Berlin in the Crosshairs
Ironically, it was planes of the Soviet navy that flew the first of the so-called “morale raids”. On the evening of Aug. 7, 15 Ilyushin DB-3T torpedo bombers of the Baltic Fleet operating from an island airstrip off the Estonian coast struck the German capital after travelling a distance of more than 600 miles (1,000 km). All returned safely. While the damage caused by the twin-engine bombers was negligible (each carried fewer than 1,000 pounds of bombs), the Kremlin propaganda machine was quick to trumpet the success of the raids. More attacks would follow; not all would as smoothly.
Comedy of Errors
At dusk on Aug 10, a formation of air force Yermolayev Yer-2 medium bombers and 14 of Stalin’s prized four-engine Pe-8s formed up over Pushkino Airfield in Leningrad for the first air force raid on Berlin. The planes were to be joined over the city by two full squadrons of Ilyushin Il-4 bombers flying from Saaremaa, Estonia. Unfortunately for the Soviets, the mission was cursed with misfortune from the start.
Only three of the bomb-laden Yer-2s could get airborne from the grassy airfield. Worse, one of the heavy Pe-8s suffered an engine failure moments after take off and plunged onto the ground killing all 11 crewmen.
More bad luck followed as jumpy flak gunners along the flight path mistook the planes for an enemy formation and opened fire downing one bomber. Engine trouble forced yet another Pe-8 to abort somewhere over Poland. The crew managed to jettison its bombs over a secondary target and then set down at Leningrad on just two engines.
Only eleven of the heavy bombers and just three Yer-2s even reached the objective. Anti-aircraft fire shredded the Soviet planes as they released their payloads high above the city. With their bomb bays empty, the attackers came about and sped for home. Misfortune would dog them the entire way.
No fewer than five of the remaining Pe-8s dropped out of formation on the homeward leg due to mechanical failures or flak damage. A ruptured fuel tank prevented the lead Pe-8 from even making it back to base. One of the Yer-2s disappeared in the darkness and was never seen again.
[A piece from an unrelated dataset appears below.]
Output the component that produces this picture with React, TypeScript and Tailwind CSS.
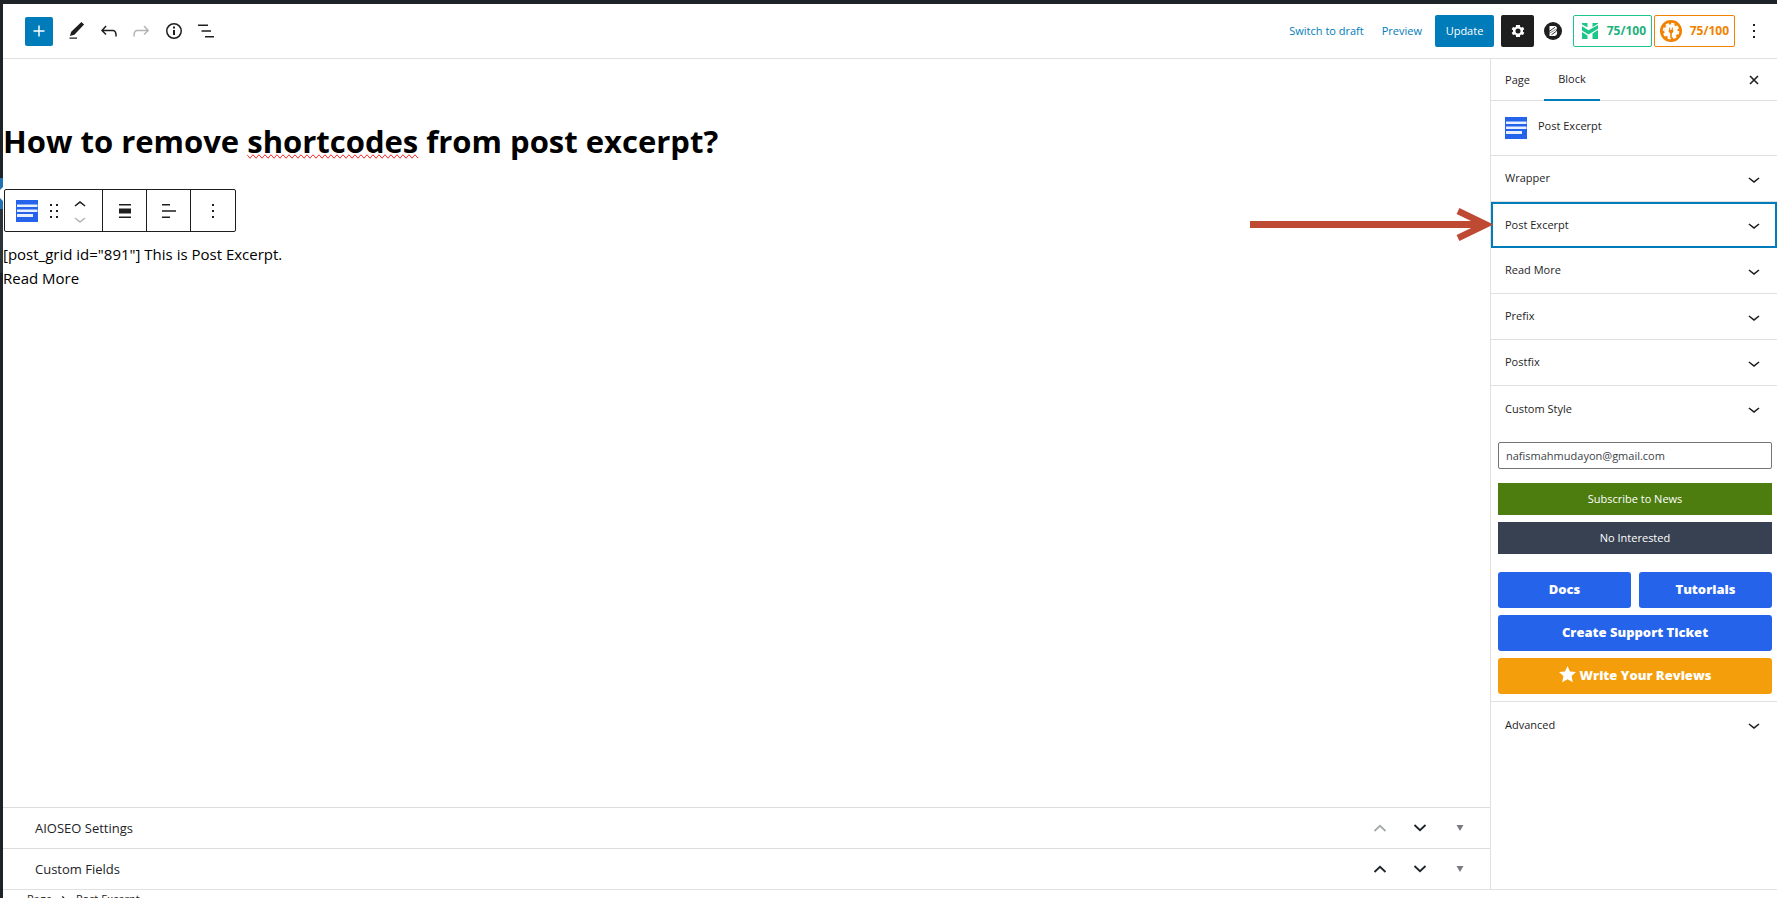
import type { ReactNode } from "react";

const font = "font-['Open_Sans','Noto_Sans',sans-serif]";

function Chevron({ up = false, className = "" }: { up?: boolean; className?: string }) {
  return (
    <svg viewBox="0 0 24 24" className={`size-6 ${className}`} fill="currentColor" aria-hidden="true">
      {up ? (
        <path d="M6.5 12.4L12 8l5.5 4.4-.9 1.2L12 10l-4.500 3.600-1-1.200z" />
      ) : (
        <path d="M17.500 11.600L12 16l-5.500-4.400.9-1.200L12 14l4.500-3.600 1 1.200z" />
      )}
    </svg>
  );
}

function ExcerptIcon() {
  return (
    <svg viewBox="0 0 22 22" className="size-[22px] shrink-0" aria-hidden="true">
      <rect width="22" height="22" fill="#2563eb" />
      <path d="M1 4.500h20.500v2.500H1zM1 9.500h20.500v2.500H1zM1 14h16v3H1z" fill="#e8effd" />
    </svg>
  );
}

function Tool({ label, children, className = "" }: { label: string; children: ReactNode; className?: string }) {
  return (
    <button type="button" aria-label={label} className={`flex size-8 items-center justify-center ${className}`}>
      {children}
    </button>
  );
}

function Row({ title, active = false, border = true }: { title: string; active?: boolean; border?: boolean }) {
  return (
    <div className={`h-[46px] ${border ? "border-b border-[#e0e0e0]" : ""}`}>
      <button
        type="button"
        className={`flex h-full w-full items-center justify-between pr-[11px] pl-3.5 text-left text-[11px] ${
          active ? "outline-2 -outline-offset-2 outline-[#007cba]" : ""
        }`}
      >
        {title}
        <Chevron />
      </button>
    </div>
  );
}

function MetaRow({ title, first = false }: { title: string; first?: boolean }) {
  return (
    <div className="flex h-[41px] items-center border-t border-[#dcdcde] pr-3.5 pl-8 text-[#1d2327]">
      <h2 className="grow pt-px text-[13px]">{title}</h2>
      <div className="flex items-center gap-2">
        <Tool label="Move up" className={first ? "text-[#a7aaad]" : ""}>
          <svg viewBox="0 0 14 8" className="h-2 w-3.5" fill="none" stroke="currentColor" strokeWidth="1.8"><path d="M1.5 7L7 1.8 12.5 7" /></svg>
        </Tool>
        <Tool label="Move down">
          <svg viewBox="0 0 14 8" className="h-2 w-3.5" fill="none" stroke="currentColor" strokeWidth="1.8"><path d="M1.5 1L7 6.2 12.5 1" /></svg>
        </Tool>
        <Tool label="Toggle panel" className="text-[#787c82]">
          <svg viewBox="0 0 8 6" className="h-1.5 w-2" fill="currentColor"><path d="M.5 0h7L4 6z" /></svg>
        </Tool>
      </div>
    </div>
  );
}

function Header() {
  return (
    <header className="flex h-[55px] items-center justify-between border-b border-[#e0e0e0] pr-[11px] pl-[22px]">
      <div className="flex items-center">
        <button type="button" aria-label="Add block" className="mr-2 flex h-[29px] w-7 items-center justify-center rounded-xs bg-[#007cba] text-white">
          <svg viewBox="0 0 24 24" className="size-[22px]" fill="currentColor"><path d="M18 11.200h-5.200V6h-1.600v5.200H6v1.600h5.200V18h1.600v-5.200H18z" /></svg>
        </button>
        <Tool label="Edit">
          <svg viewBox="0 0 24 24" className="size-6" fill="currentColor"><path d="M19.100 5.600L16.400 3 6.200 12.700l-1.300 4.400 4.500-1.300L19.100 5.600zM4.500 19.800h7.500v-1.300H4.500z" /></svg>
        </Tool>
        <Tool label="Undo">
          <svg viewBox="0 0 24 24" className="size-6" fill="currentColor"><path d="M18.300 11.700c-.6-.6-1.400-.9-2.300-.9H6.700l2.900-3.300-1.100-1-4.500 5L8.500 16l1-1-2.700-2.700H16c.5 0 .9.200 1.300.5 1 1 1 3.400 1 4.500v.3h1.500v-.2c0-1.500 0-4.300-1.500-5.700z" /></svg>
        </Tool>
        <Tool label="Redo" className="text-[#b5b5b5]">
          <svg viewBox="0 0 24 24" className="size-6" fill="currentColor"><path d="M15.600 6.500l-1.100 1 2.900 3.300H8c-.9 0-1.700.3-2.300.9-1.400 1.500-1.400 4.200-1.400 5.600v.2h1.500v-.3c0-1.100 0-3.500 1-4.500.3-.3.7-.5 1.300-.5h9.200L14.500 15l1.100 1.100 4.600-4.600-4.600-5z" /></svg>
        </Tool>
        <Tool label="Details" className="ml-px">
          <svg viewBox="0 0 24 24" className="size-6" fill="currentColor"><path d="M12 4a8 8 0 1 0 0 16 8 8 0 0 0 0-16zm0 14.500a6.500 6.500 0 1 1 0-13 6.500 6.500 0 0 1 0 13zM11 11h2v5h-2zm0-3.500h2v2h-2z" /></svg>
        </Tool>
        <Tool label="List view">
          <svg viewBox="0 0 24 24" className="size-6" fill="currentColor"><path d="M4 5.500h10V7H4zM7.500 11.200H17v1.500H7.500zM11 17h9v1.500h-9z" /></svg>
        </Tool>
      </div>
      <div className="flex items-center text-[11px]">
        <button type="button" className="mr-[18px] text-[#007cba]">Switch to draft</button>
        <a href="#preview" className="mr-[13px] text-[#007cba]">Preview</a>
        <button type="button" className="mr-[7px] h-8 w-[59px] rounded-xs bg-[#007cba] text-white">Update</button>
        <button type="button" aria-label="Settings" className="mr-[10px] flex h-8 w-[33px] items-center justify-center rounded-xs bg-[#1e1e1e] text-white">
          <svg viewBox="0 0 24 24" className="size-4" fill="currentColor" fillRule="evenodd"><path d="M19.400 13a7.500 7.500 0 0 0 0-2l2.100-1.650-2-3.460-2.500 1a7.500 7.500 0 0 0-1.700-1L14.900 3H9.100l-.4 2.900a7.500 7.500 0 0 0-1.700 1l-2.500-1-2 3.460L4.600 11a7.500 7.500 0 0 0 0 2l-2.100 1.650 2 3.460 2.500-1a7.500 7.500 0 0 0 1.700 1l.4 2.900h5.800l.4-2.900a7.500 7.500 0 0 0 1.700-1l2.500 1 2-3.460zM12 15.800a3.800 3.800 0 1 1 0-7.600 3.800 3.800 0 0 1 0 7.600z" /></svg>
        </button>
        <button type="button" aria-label="Block plugin" className="mr-[11px]">
          <svg viewBox="0 0 18 18" className="size-[18px]">
            <circle cx="9" cy="9" r="9" fill="#1e1e1e" />
            <path d="M5.500 4h5.200a2.500 2.500 0 0 1 1.200 4.600 3 3 0 0 1-1.200 5.400H5.500z" fill="#fff" />
            <path d="M5 9.500L11 5.300M7.500 12.700l4.500-3.200" stroke="#1e1e1e" strokeWidth=".9" />
            <path d="M5 11.500L13.500 6.500" stroke="#1e1e1e" strokeWidth=".5" />
          </svg>
        </button>
        <button type="button" className="mr-0.5 flex h-8 w-[79px] items-center justify-between rounded-xs border border-[#1cc588] pr-[5px] pl-2 text-xs font-bold text-[#22b07d]">
          <svg viewBox="0 0 16 16" className="size-4" fill="#1cc588"><path d="M0 0h5.500v4.300L0 1.500zM0 3.200l6.500 4L16 2v3.800l-9.500 5.700L0 7.500zM0 9l5.500 3.500V16H0zM10.500 0H16v.8l-5.500 3.200zM10.500 10.500L16 7v9h-5.500z" /></svg>
          75/100
        </button>
        <button type="button" className="mr-[7px] flex h-8 w-[81px] items-center justify-between rounded-xs border border-[#f18200] px-[5px] text-xs font-bold text-[#f18200]">
          <svg viewBox="0 0 22 22" className="size-[22px]">
            <circle cx="11" cy="11" r="11" fill="#f18200" />
            <circle cx="11" cy="11" r="6.800" fill="#fff" />
            <circle cx="11" cy="11" r="7.400" fill="none" stroke="#fff" strokeWidth="1.800" strokeDasharray="3.400 2.410" />
            <path d="M9.700 7.500v2.500M12.300 7.500v2.500" stroke="#f18200" strokeWidth="1" />
            <path d="M8.700 9.800h4.600v2l-1.500 1.600V18h-1.600v-4.600l-1.500-1.600z" fill="#f18200" />
          </svg>
          75/100
        </button>
        <button type="button" aria-label="Options">
          <svg viewBox="0 0 24 24" className="size-6" fill="currentColor"><path d="M13 19h-2v-2h2v2zm0-6h-2v-2h2v2zm0-6h-2V5h2v2z" /></svg>
        </button>
      </div>
    </header>
  );
}

function BlockToolbar() {
  return (
    <div role="toolbar" aria-label="Block tools" className="ml-px flex h-[43px] w-fit divide-x divide-[#1e1e1e] rounded-xs border border-[#1e1e1e]">
      <div className="flex w-[98px] items-center pl-[11px]">
        <button type="button" aria-label="Post Excerpt block"><ExcerptIcon /></button>
        <button type="button" aria-label="Drag" className="ml-1 flex size-6 items-center justify-center">
          <svg viewBox="0 0 8 14" className="h-3.5 w-2" fill="#1e1e1e"><path d="M0 0h2v2H0zM6 0h2v2H6zM0 6h2v2H0zM6 6h2v2H6zM0 12h2v2H0zM6 12h2v2H6z" /></svg>
        </button>
        <div className="ml-0.5 flex flex-col">
          <button type="button" aria-label="Move block up" className="flex h-4 w-6 items-center justify-center"><Chevron up className="shrink-0" /></button>
          <button type="button" aria-label="Move block down" className="flex h-3 w-6 items-center justify-center text-[#b5b5b5]"><Chevron className="shrink-0" /></button>
        </div>
      </div>
      <button type="button" aria-label="Align" className="flex w-11 items-center justify-center">
        <svg viewBox="0 0 24 24" className="size-6" fill="#1e1e1e"><path d="M6 5h12v1.500H6zM6 9.500h12v5H6zM6 17.500h12V19H6z" /></svg>
      </button>
      <button type="button" aria-label="Align text" className="flex w-11 items-center justify-center">
        <svg viewBox="0 0 24 24" className="size-6" fill="#1e1e1e"><path d="M5 5h8v1.500H5zM5 11.200h14v1.500H5zM5 17.500h8V19H5z" /></svg>
      </button>
      <button type="button" aria-label="More" className="flex w-11 items-center justify-center">
        <svg viewBox="0 0 24 24" className="size-6" fill="#1e1e1e"><path d="M13 19h-2v-2h2v2zm0-6h-2v-2h2v2zm0-6h-2V5h2v2z" /></svg>
      </button>
    </div>
  );
}

function Sidebar() {
  return (
    <aside className="w-[287px] shrink-0 border-l border-[#e0e0e0]">
      <div className="flex h-[42px] items-stretch justify-between border-b border-[#e0e0e0] pr-[11px] text-[11px]">
        <div className="-mb-px flex">
          <button type="button" className="w-[53px]">Page</button>
          <button type="button" className="w-14 border-b-2 border-[#007cba]">Block</button>
        </div>
        <button type="button" aria-label="Close">
          <svg viewBox="0 0 24 24" className="size-6" fill="none" stroke="currentColor" strokeWidth="1.600"><path d="M8 8l8 8M16 8l-8 8" /></svg>
        </button>
      </div>
      <div className="flex h-[55px] items-center gap-[11px] border-b border-[#e0e0e0] pl-3.5">
        <ExcerptIcon />
        <h2 className="pb-1 text-[11px]">Post Excerpt</h2>
      </div>
      <Row title="Wrapper" />
      <Row title="Post Excerpt" active border={false} />
      <Row title="Read More" />
      <Row title="Prefix" />
      <Row title="Postfix" />
      <Row title="Custom Style" border={false} />
      <div className="flex flex-col border-b border-[#e0e0e0] pt-2.5 pr-[5px] pb-[7px] pl-[7px] text-[11px]">
        <input aria-label="Email" type="email" defaultValue="nafismahmudayon@gmail.com" className="mb-3.5 h-[27px] w-full rounded-xs border border-[#757575] px-[7px] text-[#3c434a]" />
        <button type="button" className="mb-[7px] h-8 bg-[#4d7c0f] text-white">Subscribe to News</button>
        <button type="button" className="mb-[18px] h-8 bg-[#374151] text-white">No Interested</button>
        <div className="grid grid-cols-2 gap-x-2 gap-y-[7px] text-[13px] font-extrabold text-white">
          <a href="#docs" className="flex h-9 items-center justify-center rounded-[3px] bg-[#2563eb]">Docs</a>
          <a href="#tutorials" className="flex h-9 items-center justify-center rounded-[3px] bg-[#2563eb]">Tutorials</a>
          <a href="#support" className="col-span-2 flex h-9 items-center justify-center rounded-[3px] bg-[#2563eb]">Create Support Ticket</a>
          <a href="#reviews" className="col-span-2 flex h-9 items-center justify-center gap-1 rounded-[3px] bg-[#f59e0b]">
            <svg viewBox="0 0 16 16" className="mb-1 size-[17px]" fill="#fff"><path d="M8 0l2.300 5.100 5.700.6-4.200 3.800 1.200 5.700L8 12.400l-5 2.800 1.200-5.700L0 5.700l5.700-.6z" /></svg>
            Write Your Reviews
          </a>
        </div>
      </div>
      <Row title="Advanced" border={false} />
    </aside>
  );
}

export default function App() {
  return (
    <div className={`flex h-screen overflow-hidden border-t-4 border-[#1d2327] bg-white text-[#1e1e1e] ${font}`}>
      <div className="w-[3px] shrink-0 bg-[#1d2327] pt-[174px]">
        <svg viewBox="0 0 3 95" className="block h-[95px] w-[3px]" aria-hidden="true">
          <path d="M0 0h3v95H0z" fill="#2c3338" />
          <path d="M0 0h3v31H0z" fill="#2271b1" />
          <path d="M3 9L0 12v8l3 3z" fill="#fff" />
        </svg>
      </div>
      <div className="flex min-w-0 grow flex-col">
        <Header />
        <div className="flex min-h-0 grow">
          <main className="relative flex min-w-0 grow flex-col">
            <div className="grow">
              <h1 className="pt-[59px] text-[31px] leading-[46px] font-bold text-black">
                How to remove{" "}
                <span className="[text-decoration-line:spelling-error]">shortcodes</span> from post excerpt?
              </h1>
              <div className="mt-[25px]"><BlockToolbar /></div>
              <div className="mt-2.5 text-[15px] leading-6 text-black">
                <p>[post_grid id="891"] This is Post Excerpt.</p>
                <p><a href="#more">Read More</a></p>
              </div>
            </div>
            <MetaRow title="AIOSEO Settings" first />
            <MetaRow title="Custom Fields" />
            <svg viewBox="0 0 244 36" className="absolute top-[148px] -right-1 z-10 h-9 w-[244px]" aria-hidden="true">
              <path d="M0 17.500h232" stroke="#bf4a33" strokeWidth="7" />
              <path d="M208 4l28 13.500L208 31" stroke="#bf4a33" strokeWidth="6.500" fill="none" />
            </svg>
          </main>
          <Sidebar />
        </div>
        <footer className="h-[9px] shrink-0 overflow-hidden border-t border-[#e0e0e0] pl-6 text-[11px] leading-4">
          <nav aria-label="Breadcrumb" className="flex h-[18px] items-center">
            <span>Page</span>
            <svg viewBox="0 0 24 24" className="size-6 pt-1" fill="currentColor" aria-hidden="true"><path d="M10.600 6L9.400 7l4.600 5-4.600 5 1.200 1 5.400-6z" /></svg>
            <span>Post Excerpt</span>
          </nav>
        </footer>
      </div>
    </div>
  );
}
Only seven planes made it home.
If nothing else, the Aug. 10 raid demonstrated the serious flaws in not just the prized Pe-8 heavy bomber, but the Soviet air force’s ability to conduct long-range strategic bombing.
Subsequent attacks on Berlin would fall to the Baltic Fleet.
Ten navy raids were mounted from Saaremaa over the late summer, including a massive 86-plane mission on Sept. 4 that struck a host of targets in eastern Germany and occupied Poland. Thirty-three aircraft taking part in the operation were assigned to attack the Nazi capital. They succeeded in inflicting moderate damage.
The raids on Berlin would surely have continued had the German army not overrun Estonia, depriving the Soviets of the Saaremaa island air base.
By late 1941, Hitler’s panzers were driving ever closer to Moscow and Stalin was forced to shelve further plans for strategic bombing raids on the Third Reich.
By the following spring, the strategic situation on had stabilized. The Nazi onslaught had become bogged down in the bitter Russian winter and Soviet resistance stiffened. With room to breathe again, the Kremlin was again contemplating taking the fight to Germany’s doorstep.
In March, the military established a new service called the Long Range Air Force (ADD). Equipped with Pe-8s, now fitted with more reliable engines, as well as more IL-4s, the new squadrons, which took orders directly from Stalin himself, were tasked with deep strike missions against the Third Reich.
In 1942 alone, the new branch flew more than 1,100 sorties against Germany and Nazi occupied Poland.
By August, Stalin was ordering a new round of attacks on Berlin.
On the night of Aug. 29, 100 Il-4s and Yer-2s took off from airstrips around western Russia. They were joined in the air by a dozen Pe-8s flying from fields near Moscow. The planes reached Berlin shortly after 1 a.m. The bombers, which carried minimal payloads in order to extend their ranges, inflicted only light damage. Yet again, the raid was heralded as a massive triumph
Passing the Torch
Another even larger attack was mounted in September — this one involving more than 200 planes. Although it too met with moderate success, it was fast becoming evident that the Long Range Air Force could do more damage by hitting purely military targets rather than launching symbolic raids against the German capital.
From that point on, the Soviet strategic bomber force would focus on enemy logistics and command and control targets in Eastern Europe and leave the bombing of Berlin to the British and Americans.